>> Begin Source excerpt

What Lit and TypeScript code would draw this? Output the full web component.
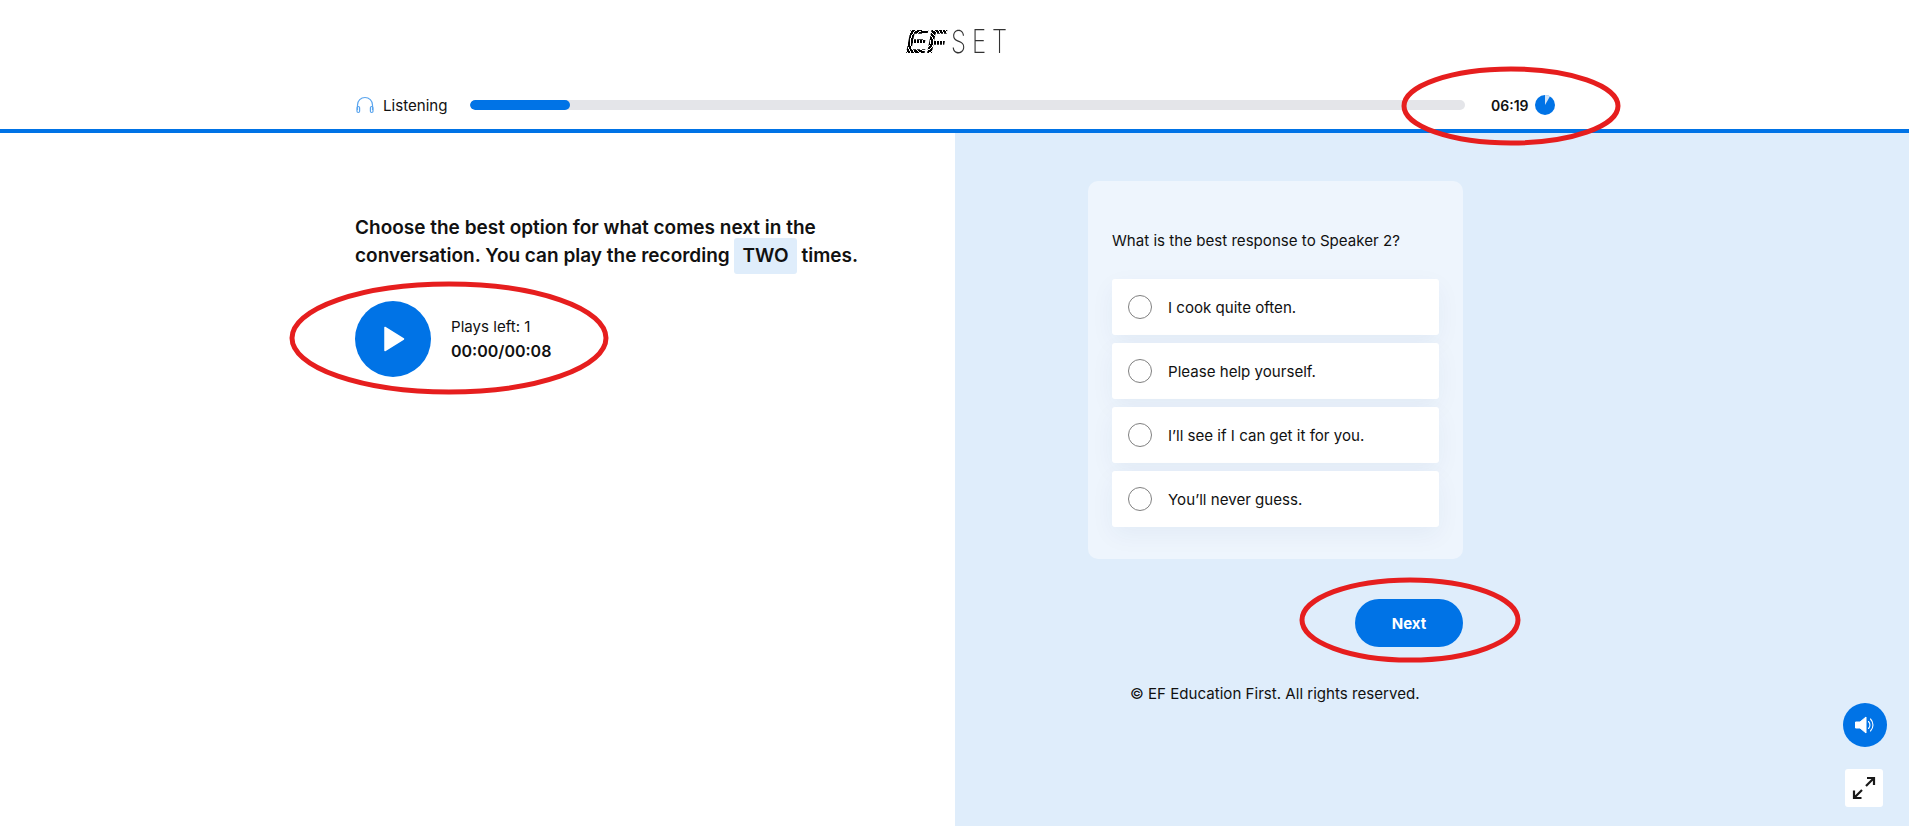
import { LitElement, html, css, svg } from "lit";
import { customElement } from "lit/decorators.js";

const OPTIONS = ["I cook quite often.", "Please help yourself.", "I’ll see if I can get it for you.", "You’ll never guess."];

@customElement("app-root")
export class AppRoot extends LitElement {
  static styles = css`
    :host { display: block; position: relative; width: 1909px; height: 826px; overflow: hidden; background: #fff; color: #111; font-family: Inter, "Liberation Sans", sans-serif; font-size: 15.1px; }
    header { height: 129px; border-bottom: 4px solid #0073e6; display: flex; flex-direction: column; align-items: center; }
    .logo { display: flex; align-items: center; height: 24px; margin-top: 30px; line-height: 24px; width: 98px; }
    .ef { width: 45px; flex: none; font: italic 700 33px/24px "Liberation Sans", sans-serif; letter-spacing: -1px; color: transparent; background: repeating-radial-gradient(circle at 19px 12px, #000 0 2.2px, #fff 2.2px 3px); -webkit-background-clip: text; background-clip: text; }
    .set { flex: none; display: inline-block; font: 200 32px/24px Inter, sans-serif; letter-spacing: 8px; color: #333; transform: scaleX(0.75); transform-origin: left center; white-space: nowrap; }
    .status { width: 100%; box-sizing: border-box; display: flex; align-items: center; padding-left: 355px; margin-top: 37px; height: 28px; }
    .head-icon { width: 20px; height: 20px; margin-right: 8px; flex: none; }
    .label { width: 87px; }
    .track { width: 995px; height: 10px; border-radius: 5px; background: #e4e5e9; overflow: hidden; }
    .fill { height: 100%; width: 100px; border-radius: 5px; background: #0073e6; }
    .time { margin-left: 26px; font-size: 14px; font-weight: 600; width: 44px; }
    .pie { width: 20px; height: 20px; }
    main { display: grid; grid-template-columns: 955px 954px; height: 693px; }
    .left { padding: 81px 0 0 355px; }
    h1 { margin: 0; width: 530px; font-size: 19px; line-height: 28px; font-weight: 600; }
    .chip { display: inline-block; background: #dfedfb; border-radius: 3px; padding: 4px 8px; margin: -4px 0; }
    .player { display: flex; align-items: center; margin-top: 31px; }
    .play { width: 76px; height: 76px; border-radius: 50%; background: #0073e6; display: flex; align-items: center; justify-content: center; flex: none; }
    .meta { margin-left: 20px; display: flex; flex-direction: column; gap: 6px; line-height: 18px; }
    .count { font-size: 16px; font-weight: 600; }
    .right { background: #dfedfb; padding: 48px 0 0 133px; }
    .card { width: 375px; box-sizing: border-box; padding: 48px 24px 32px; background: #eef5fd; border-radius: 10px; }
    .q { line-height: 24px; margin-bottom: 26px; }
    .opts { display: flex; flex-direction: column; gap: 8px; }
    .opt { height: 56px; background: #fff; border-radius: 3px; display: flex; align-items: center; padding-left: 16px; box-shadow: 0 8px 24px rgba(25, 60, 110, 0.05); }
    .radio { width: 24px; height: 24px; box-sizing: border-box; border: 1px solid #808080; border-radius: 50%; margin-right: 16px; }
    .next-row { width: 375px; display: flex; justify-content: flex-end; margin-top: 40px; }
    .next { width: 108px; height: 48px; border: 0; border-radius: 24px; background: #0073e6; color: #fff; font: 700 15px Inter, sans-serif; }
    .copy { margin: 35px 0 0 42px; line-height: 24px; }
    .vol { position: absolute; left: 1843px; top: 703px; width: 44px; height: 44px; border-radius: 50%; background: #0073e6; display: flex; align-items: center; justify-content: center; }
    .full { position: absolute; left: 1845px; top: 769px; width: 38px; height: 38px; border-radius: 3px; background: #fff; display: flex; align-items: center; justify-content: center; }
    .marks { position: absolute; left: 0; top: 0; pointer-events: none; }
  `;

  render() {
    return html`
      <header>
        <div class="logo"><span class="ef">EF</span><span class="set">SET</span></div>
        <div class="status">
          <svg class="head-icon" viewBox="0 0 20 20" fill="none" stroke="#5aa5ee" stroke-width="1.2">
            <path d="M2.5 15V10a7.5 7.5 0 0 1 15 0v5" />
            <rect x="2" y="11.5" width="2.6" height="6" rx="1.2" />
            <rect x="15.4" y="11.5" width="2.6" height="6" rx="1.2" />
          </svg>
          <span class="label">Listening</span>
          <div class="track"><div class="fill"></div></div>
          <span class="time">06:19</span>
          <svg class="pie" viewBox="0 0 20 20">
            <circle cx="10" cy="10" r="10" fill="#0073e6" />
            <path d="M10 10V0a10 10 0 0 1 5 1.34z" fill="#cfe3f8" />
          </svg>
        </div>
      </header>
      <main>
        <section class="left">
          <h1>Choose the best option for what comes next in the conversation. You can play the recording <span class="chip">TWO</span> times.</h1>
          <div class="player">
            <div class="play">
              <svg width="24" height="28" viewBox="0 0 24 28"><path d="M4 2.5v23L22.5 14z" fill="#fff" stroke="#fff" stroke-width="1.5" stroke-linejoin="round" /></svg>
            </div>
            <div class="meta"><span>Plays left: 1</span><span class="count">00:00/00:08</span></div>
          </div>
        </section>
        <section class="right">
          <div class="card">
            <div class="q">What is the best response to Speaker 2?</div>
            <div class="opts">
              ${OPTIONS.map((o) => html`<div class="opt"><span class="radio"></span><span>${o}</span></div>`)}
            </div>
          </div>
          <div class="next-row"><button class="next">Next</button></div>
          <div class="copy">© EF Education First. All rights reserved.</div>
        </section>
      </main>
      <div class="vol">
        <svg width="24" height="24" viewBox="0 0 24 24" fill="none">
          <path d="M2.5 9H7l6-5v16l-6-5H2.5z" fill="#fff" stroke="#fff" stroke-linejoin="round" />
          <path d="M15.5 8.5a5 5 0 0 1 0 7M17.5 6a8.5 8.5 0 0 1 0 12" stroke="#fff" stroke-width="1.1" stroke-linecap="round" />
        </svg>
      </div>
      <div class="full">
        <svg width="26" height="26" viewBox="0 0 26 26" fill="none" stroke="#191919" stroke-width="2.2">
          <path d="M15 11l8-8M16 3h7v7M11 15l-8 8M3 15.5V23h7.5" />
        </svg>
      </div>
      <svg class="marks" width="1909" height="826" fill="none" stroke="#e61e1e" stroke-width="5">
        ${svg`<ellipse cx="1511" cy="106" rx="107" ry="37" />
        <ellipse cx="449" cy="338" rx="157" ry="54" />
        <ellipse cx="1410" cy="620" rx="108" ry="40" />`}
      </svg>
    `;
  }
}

>> End Source excerpt

The exercise>
Exclude the images and reproduce the remaining data exactly.

Response>
What Lit and TypeScript code would draw this? Output the full web component.
import { LitElement, html, css, svg } from "lit";
import { customElement } from "lit/decorators.js";

const OPTIONS = ["I cook quite often.", "Please help yourself.", "I’ll see if I can get it for you.", "You’ll never guess."];

@customElement("app-root")
export class AppRoot extends LitElement {
  static styles = css`
    :host { display: block; position: relative; width: 1909px; height: 826px; overflow: hidden; background: #fff; color: #111; font-family: Inter, "Liberation Sans", sans-serif; font-size: 15.1px; }
    header { height: 129px; border-bottom: 4px solid #0073e6; display: flex; flex-direction: column; align-items: center; }
    .logo { display: flex; align-items: center; height: 24px; margin-top: 30px; line-height: 24px; width: 98px; }
    .ef { width: 45px; flex: none; font: italic 700 33px/24px "Liberation Sans", sans-serif; letter-spacing: -1px; color: transparent; background: repeating-radial-gradient(circle at 19px 12px, #000 0 2.2px, #fff 2.2px 3px); -webkit-background-clip: text; background-clip: text; }
    .set { flex: none; display: inline-block; font: 200 32px/24px Inter, sans-serif; letter-spacing: 8px; color: #333; transform: scaleX(0.75); transform-origin: left center; white-space: nowrap; }
    .status { width: 100%; box-sizing: border-box; display: flex; align-items: center; padding-left: 355px; margin-top: 37px; height: 28px; }
    .head-icon { width: 20px; height: 20px; margin-right: 8px; flex: none; }
    .label { width: 87px; }
    .track { width: 995px; height: 10px; border-radius: 5px; background: #e4e5e9; overflow: hidden; }
    .fill { height: 100%; width: 100px; border-radius: 5px; background: #0073e6; }
    .time { margin-left: 26px; font-size: 14px; font-weight: 600; width: 44px; }
    .pie { width: 20px; height: 20px; }
    main { display: grid; grid-template-columns: 955px 954px; height: 693px; }
    .left { padding: 81px 0 0 355px; }
    h1 { margin: 0; width: 530px; font-size: 19px; line-height: 28px; font-weight: 600; }
    .chip { display: inline-block; background: #dfedfb; border-radius: 3px; padding: 4px 8px; margin: -4px 0; }
    .player { display: flex; align-items: center; margin-top: 31px; }
    .play { width: 76px; height: 76px; border-radius: 50%; background: #0073e6; display: flex; align-items: center; justify-content: center; flex: none; }
    .meta { margin-left: 20px; display: flex; flex-direction: column; gap: 6px; line-height: 18px; }
    .count { font-size: 16px; font-weight: 600; }
    .right { background: #dfedfb; padding: 48px 0 0 133px; }
    .card { width: 375px; box-sizing: border-box; padding: 48px 24px 32px; background: #eef5fd; border-radius: 10px; }
    .q { line-height: 24px; margin-bottom: 26px; }
    .opts { display: flex; flex-direction: column; gap: 8px; }
    .opt { height: 56px; background: #fff; border-radius: 3px; display: flex; align-items: center; padding-left: 16px; box-shadow: 0 8px 24px rgba(25, 60, 110, 0.05); }
    .radio { width: 24px; height: 24px; box-sizing: border-box; border: 1px solid #808080; border-radius: 50%; margin-right: 16px; }
    .next-row { width: 375px; display: flex; justify-content: flex-end; margin-top: 40px; }
    .next { width: 108px; height: 48px; border: 0; border-radius: 24px; background: #0073e6; color: #fff; font: 700 15px Inter, sans-serif; }
    .copy { margin: 35px 0 0 42px; line-height: 24px; }
    .vol { position: absolute; left: 1843px; top: 703px; width: 44px; height: 44px; border-radius: 50%; background: #0073e6; display: flex; align-items: center; justify-content: center; }
    .full { position: absolute; left: 1845px; top: 769px; width: 38px; height: 38px; border-radius: 3px; background: #fff; display: flex; align-items: center; justify-content: center; }
    .marks { position: absolute; left: 0; top: 0; pointer-events: none; }
  `;

  render() {
    return html`
      <header>
        <div class="logo"><span class="ef">EF</span><span class="set">SET</span></div>
        <div class="status">
          <svg class="head-icon" viewBox="0 0 20 20" fill="none" stroke="#5aa5ee" stroke-width="1.2">
            <path d="M2.5 15V10a7.5 7.5 0 0 1 15 0v5" />
            <rect x="2" y="11.5" width="2.6" height="6" rx="1.2" />
            <rect x="15.4" y="11.5" width="2.6" height="6" rx="1.2" />
          </svg>
          <span class="label">Listening</span>
          <div class="track"><div class="fill"></div></div>
          <span class="time">06:19</span>
          <svg class="pie" viewBox="0 0 20 20">
            <circle cx="10" cy="10" r="10" fill="#0073e6" />
            <path d="M10 10V0a10 10 0 0 1 5 1.34z" fill="#cfe3f8" />
          </svg>
        </div>
      </header>
      <main>
        <section class="left">
          <h1>Choose the best option for what comes next in the conversation. You can play the recording <span class="chip">TWO</span> times.</h1>
          <div class="player">
            <div class="play">
              <svg width="24" height="28" viewBox="0 0 24 28"><path d="M4 2.5v23L22.5 14z" fill="#fff" stroke="#fff" stroke-width="1.5" stroke-linejoin="round" /></svg>
            </div>
            <div class="meta"><span>Plays left: 1</span><span class="count">00:00/00:08</span></div>
          </div>
        </section>
        <section class="right">
          <div class="card">
            <div class="q">What is the best response to Speaker 2?</div>
            <div class="opts">
              ${OPTIONS.map((o) => html`<div class="opt"><span class="radio"></span><span>${o}</span></div>`)}
            </div>
          </div>
          <div class="next-row"><button class="next">Next</button></div>
          <div class="copy">© EF Education First. All rights reserved.</div>
        </section>
      </main>
      <div class="vol">
        <svg width="24" height="24" viewBox="0 0 24 24" fill="none">
          <path d="M2.5 9H7l6-5v16l-6-5H2.5z" fill="#fff" stroke="#fff" stroke-linejoin="round" />
          <path d="M15.5 8.5a5 5 0 0 1 0 7M17.5 6a8.5 8.5 0 0 1 0 12" stroke="#fff" stroke-width="1.1" stroke-linecap="round" />
        </svg>
      </div>
      <div class="full">
        <svg width="26" height="26" viewBox="0 0 26 26" fill="none" stroke="#191919" stroke-width="2.2">
          <path d="M15 11l8-8M16 3h7v7M11 15l-8 8M3 15.5V23h7.5" />
        </svg>
      </div>
      <svg class="marks" width="1909" height="826" fill="none" stroke="#e61e1e" stroke-width="5">
        ${svg`<ellipse cx="1511" cy="106" rx="107" ry="37" />
        <ellipse cx="449" cy="338" rx="157" ry="54" />
        <ellipse cx="1410" cy="620" rx="108" ry="40" />`}
      </svg>
    `;
  }
}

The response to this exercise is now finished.